** START **

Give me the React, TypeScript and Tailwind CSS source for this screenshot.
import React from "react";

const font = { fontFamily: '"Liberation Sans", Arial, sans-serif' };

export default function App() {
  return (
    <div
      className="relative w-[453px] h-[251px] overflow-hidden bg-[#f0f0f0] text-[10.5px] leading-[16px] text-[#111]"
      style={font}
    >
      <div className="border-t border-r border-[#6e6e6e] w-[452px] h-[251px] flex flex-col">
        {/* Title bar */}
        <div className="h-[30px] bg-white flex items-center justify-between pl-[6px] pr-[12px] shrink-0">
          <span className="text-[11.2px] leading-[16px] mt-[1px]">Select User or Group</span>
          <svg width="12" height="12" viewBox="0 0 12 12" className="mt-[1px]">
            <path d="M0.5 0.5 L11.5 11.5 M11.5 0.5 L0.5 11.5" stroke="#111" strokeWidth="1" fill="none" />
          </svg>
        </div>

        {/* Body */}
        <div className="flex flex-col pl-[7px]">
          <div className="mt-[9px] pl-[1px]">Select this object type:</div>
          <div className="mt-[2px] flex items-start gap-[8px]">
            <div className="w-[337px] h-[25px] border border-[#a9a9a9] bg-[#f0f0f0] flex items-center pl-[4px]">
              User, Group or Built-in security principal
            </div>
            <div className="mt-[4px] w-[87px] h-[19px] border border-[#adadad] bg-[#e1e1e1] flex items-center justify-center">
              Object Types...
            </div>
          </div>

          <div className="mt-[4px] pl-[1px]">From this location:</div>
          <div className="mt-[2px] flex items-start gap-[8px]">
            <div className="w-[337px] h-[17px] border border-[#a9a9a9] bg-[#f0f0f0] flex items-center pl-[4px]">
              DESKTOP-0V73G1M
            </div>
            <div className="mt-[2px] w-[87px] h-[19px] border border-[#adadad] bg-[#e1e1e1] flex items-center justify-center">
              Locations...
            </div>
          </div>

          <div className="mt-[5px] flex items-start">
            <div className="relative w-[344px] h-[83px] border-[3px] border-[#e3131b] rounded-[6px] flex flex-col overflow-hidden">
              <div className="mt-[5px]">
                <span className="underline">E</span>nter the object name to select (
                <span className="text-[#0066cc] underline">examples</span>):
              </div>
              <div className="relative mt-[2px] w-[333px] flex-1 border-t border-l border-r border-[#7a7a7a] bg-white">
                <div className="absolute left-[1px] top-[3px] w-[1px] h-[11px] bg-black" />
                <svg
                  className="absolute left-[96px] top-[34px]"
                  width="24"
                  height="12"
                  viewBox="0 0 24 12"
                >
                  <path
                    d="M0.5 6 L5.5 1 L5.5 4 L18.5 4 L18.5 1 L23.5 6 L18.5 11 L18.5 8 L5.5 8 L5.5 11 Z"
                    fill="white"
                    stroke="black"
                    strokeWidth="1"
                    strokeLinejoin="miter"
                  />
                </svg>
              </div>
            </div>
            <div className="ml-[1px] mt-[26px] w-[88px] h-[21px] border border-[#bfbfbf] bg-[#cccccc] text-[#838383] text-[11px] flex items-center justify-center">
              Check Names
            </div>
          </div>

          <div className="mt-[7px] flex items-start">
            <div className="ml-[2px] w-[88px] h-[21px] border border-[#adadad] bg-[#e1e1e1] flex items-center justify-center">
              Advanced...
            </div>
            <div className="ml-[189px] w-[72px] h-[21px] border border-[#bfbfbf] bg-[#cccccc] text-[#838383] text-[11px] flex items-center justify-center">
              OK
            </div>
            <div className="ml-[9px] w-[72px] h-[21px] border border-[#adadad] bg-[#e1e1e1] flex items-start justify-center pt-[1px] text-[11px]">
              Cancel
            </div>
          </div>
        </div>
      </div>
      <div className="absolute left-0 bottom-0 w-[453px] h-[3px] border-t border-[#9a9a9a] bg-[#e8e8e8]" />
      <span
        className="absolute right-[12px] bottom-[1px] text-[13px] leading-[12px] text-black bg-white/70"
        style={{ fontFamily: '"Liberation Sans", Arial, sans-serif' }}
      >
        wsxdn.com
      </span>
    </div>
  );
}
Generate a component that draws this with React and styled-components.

** END **

**Set task**
Extract the data exactly as given.

**Exercise answer**
Give me the React, TypeScript and Tailwind CSS source for this screenshot.
import React from "react";

const font = { fontFamily: '"Liberation Sans", Arial, sans-serif' };

export default function App() {
  return (
    <div
      className="relative w-[453px] h-[251px] overflow-hidden bg-[#f0f0f0] text-[10.5px] leading-[16px] text-[#111]"
      style={font}
    >
      <div className="border-t border-r border-[#6e6e6e] w-[452px] h-[251px] flex flex-col">
        {/* Title bar */}
        <div className="h-[30px] bg-white flex items-center justify-between pl-[6px] pr-[12px] shrink-0">
          <span className="text-[11.2px] leading-[16px] mt-[1px]">Select User or Group</span>
          <svg width="12" height="12" viewBox="0 0 12 12" className="mt-[1px]">
            <path d="M0.5 0.5 L11.5 11.5 M11.5 0.5 L0.5 11.5" stroke="#111" strokeWidth="1" fill="none" />
          </svg>
        </div>

        {/* Body */}
        <div className="flex flex-col pl-[7px]">
          <div className="mt-[9px] pl-[1px]">Select this object type:</div>
          <div className="mt-[2px] flex items-start gap-[8px]">
            <div className="w-[337px] h-[25px] border border-[#a9a9a9] bg-[#f0f0f0] flex items-center pl-[4px]">
              User, Group or Built-in security principal
            </div>
            <div className="mt-[4px] w-[87px] h-[19px] border border-[#adadad] bg-[#e1e1e1] flex items-center justify-center">
              Object Types...
            </div>
          </div>

          <div className="mt-[4px] pl-[1px]">From this location:</div>
          <div className="mt-[2px] flex items-start gap-[8px]">
            <div className="w-[337px] h-[17px] border border-[#a9a9a9] bg-[#f0f0f0] flex items-center pl-[4px]">
              DESKTOP-0V73G1M
            </div>
            <div className="mt-[2px] w-[87px] h-[19px] border border-[#adadad] bg-[#e1e1e1] flex items-center justify-center">
              Locations...
            </div>
          </div>

          <div className="mt-[5px] flex items-start">
            <div className="relative w-[344px] h-[83px] border-[3px] border-[#e3131b] rounded-[6px] flex flex-col overflow-hidden">
              <div className="mt-[5px]">
                <span className="underline">E</span>nter the object name to select (
                <span className="text-[#0066cc] underline">examples</span>):
              </div>
              <div className="relative mt-[2px] w-[333px] flex-1 border-t border-l border-r border-[#7a7a7a] bg-white">
                <div className="absolute left-[1px] top-[3px] w-[1px] h-[11px] bg-black" />
                <svg
                  className="absolute left-[96px] top-[34px]"
                  width="24"
                  height="12"
                  viewBox="0 0 24 12"
                >
                  <path
                    d="M0.5 6 L5.5 1 L5.5 4 L18.5 4 L18.5 1 L23.5 6 L18.5 11 L18.5 8 L5.5 8 L5.5 11 Z"
                    fill="white"
                    stroke="black"
                    strokeWidth="1"
                    strokeLinejoin="miter"
                  />
                </svg>
              </div>
            </div>
            <div className="ml-[1px] mt-[26px] w-[88px] h-[21px] border border-[#bfbfbf] bg-[#cccccc] text-[#838383] text-[11px] flex items-center justify-center">
              Check Names
            </div>
          </div>

          <div className="mt-[7px] flex items-start">
            <div className="ml-[2px] w-[88px] h-[21px] border border-[#adadad] bg-[#e1e1e1] flex items-center justify-center">
              Advanced...
            </div>
            <div className="ml-[189px] w-[72px] h-[21px] border border-[#bfbfbf] bg-[#cccccc] text-[#838383] text-[11px] flex items-center justify-center">
              OK
            </div>
            <div className="ml-[9px] w-[72px] h-[21px] border border-[#adadad] bg-[#e1e1e1] flex items-start justify-center pt-[1px] text-[11px]">
              Cancel
            </div>
          </div>
        </div>
      </div>
      <div className="absolute left-0 bottom-0 w-[453px] h-[3px] border-t border-[#9a9a9a] bg-[#e8e8e8]" />
      <span
        className="absolute right-[12px] bottom-[1px] text-[13px] leading-[12px] text-black bg-white/70"
        style={{ fontFamily: '"Liberation Sans", Arial, sans-serif' }}
      >
        wsxdn.com
      </span>
    </div>
  );
}
Generate a component that draws this with React and styled-components.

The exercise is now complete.